For now, I shall enjoy this luck as long as it lasts. I just love it, when my gambling abilities peak whenever I'm not having any luck when it comes to love. Being a little sarcastic here, but what's wrong with enjoying your winnings when its really the only thing that can make me happy now, with the one I really care for not giving a damn about me at all. Doesn't help at all, you know? You made me fall in love with you, you made me want to care about you, but you pushed me away once I showed you how much I'm willing to care for you. What is this? Tell me. What's your problem? Or is it my problem? My fault for loving you? Why?

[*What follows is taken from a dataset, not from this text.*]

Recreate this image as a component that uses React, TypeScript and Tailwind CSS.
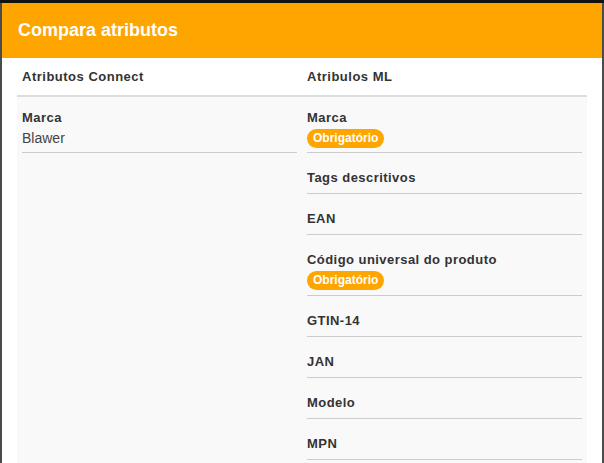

I would rather lose this 1.5k I earned tonight than lose you, seriously. How much you mean to me, is more than that 1.5k. To me, you're priceless. You're above everything else on this earth. How much I wish to treasure the time we spend together, but only to realize that we're not spending as much time together as I would have liked to. It seems just a few weeks ago that you told me how you want to study together and stuff (which is really, just a few weeks ago). Only for you to disappear from my life completely. What's wrong? What's wrong with us?

Maybe I should just leave this quietly. Really, the pain has numbed me so much that I don't really feel it anymore. Just taking it as it comes. They don't come in waves, they never settle down. I've already been overwhelmed, so much so that, it does not hurt anymore.